● **WHAT IS NEEDED**
Where a line below holds the string "screenshot", copy that line.

● **RECORD SET**
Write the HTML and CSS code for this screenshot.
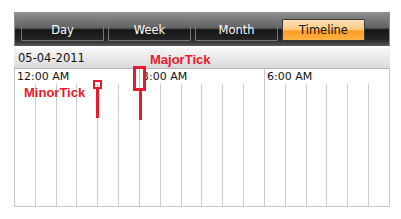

...

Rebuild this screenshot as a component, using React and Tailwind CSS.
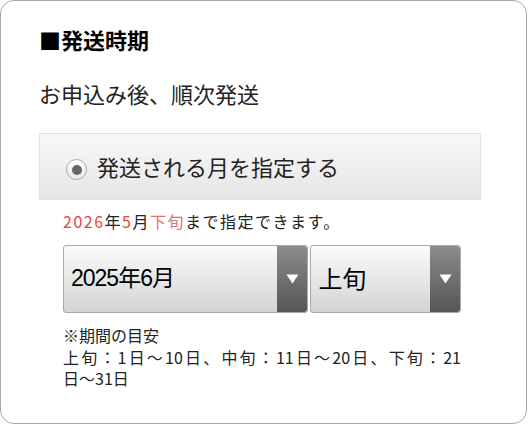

---

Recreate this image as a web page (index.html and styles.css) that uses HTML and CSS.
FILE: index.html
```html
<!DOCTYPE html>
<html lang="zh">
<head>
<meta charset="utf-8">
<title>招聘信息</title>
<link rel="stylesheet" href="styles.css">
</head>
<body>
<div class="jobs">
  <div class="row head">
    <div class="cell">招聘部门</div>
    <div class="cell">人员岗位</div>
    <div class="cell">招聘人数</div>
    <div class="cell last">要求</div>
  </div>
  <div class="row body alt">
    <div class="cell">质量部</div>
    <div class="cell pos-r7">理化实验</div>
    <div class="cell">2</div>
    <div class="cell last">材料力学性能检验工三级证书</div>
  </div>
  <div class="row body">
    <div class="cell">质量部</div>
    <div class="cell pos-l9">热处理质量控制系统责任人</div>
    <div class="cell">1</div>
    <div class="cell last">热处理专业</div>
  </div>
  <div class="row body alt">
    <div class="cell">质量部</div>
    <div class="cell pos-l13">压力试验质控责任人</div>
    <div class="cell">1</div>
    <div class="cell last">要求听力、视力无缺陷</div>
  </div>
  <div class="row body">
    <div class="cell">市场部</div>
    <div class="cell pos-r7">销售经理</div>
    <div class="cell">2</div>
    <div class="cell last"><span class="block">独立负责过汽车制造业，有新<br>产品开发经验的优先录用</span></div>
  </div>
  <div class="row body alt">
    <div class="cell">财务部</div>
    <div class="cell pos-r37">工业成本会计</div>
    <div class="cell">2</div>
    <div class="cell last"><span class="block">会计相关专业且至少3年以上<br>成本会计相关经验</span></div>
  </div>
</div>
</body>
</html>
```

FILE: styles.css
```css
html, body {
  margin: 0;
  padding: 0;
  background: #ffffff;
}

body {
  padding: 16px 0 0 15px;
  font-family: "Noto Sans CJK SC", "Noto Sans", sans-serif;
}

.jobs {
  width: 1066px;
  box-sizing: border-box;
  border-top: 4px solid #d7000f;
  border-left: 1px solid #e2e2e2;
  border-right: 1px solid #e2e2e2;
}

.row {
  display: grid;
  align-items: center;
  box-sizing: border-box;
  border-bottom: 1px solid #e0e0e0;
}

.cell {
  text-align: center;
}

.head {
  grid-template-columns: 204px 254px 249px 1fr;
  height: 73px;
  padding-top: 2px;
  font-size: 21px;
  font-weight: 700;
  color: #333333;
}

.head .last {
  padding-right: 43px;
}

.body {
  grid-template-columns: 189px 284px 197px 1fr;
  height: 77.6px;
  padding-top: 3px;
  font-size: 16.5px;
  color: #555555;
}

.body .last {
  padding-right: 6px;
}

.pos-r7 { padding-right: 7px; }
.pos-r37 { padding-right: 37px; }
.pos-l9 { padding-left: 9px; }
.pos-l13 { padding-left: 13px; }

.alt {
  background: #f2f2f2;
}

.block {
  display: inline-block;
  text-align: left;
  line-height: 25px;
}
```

● **WRITTEN SOLUTION**
Write the HTML and CSS code for this screenshot.
Rebuild this screenshot as a component, using React and Tailwind CSS.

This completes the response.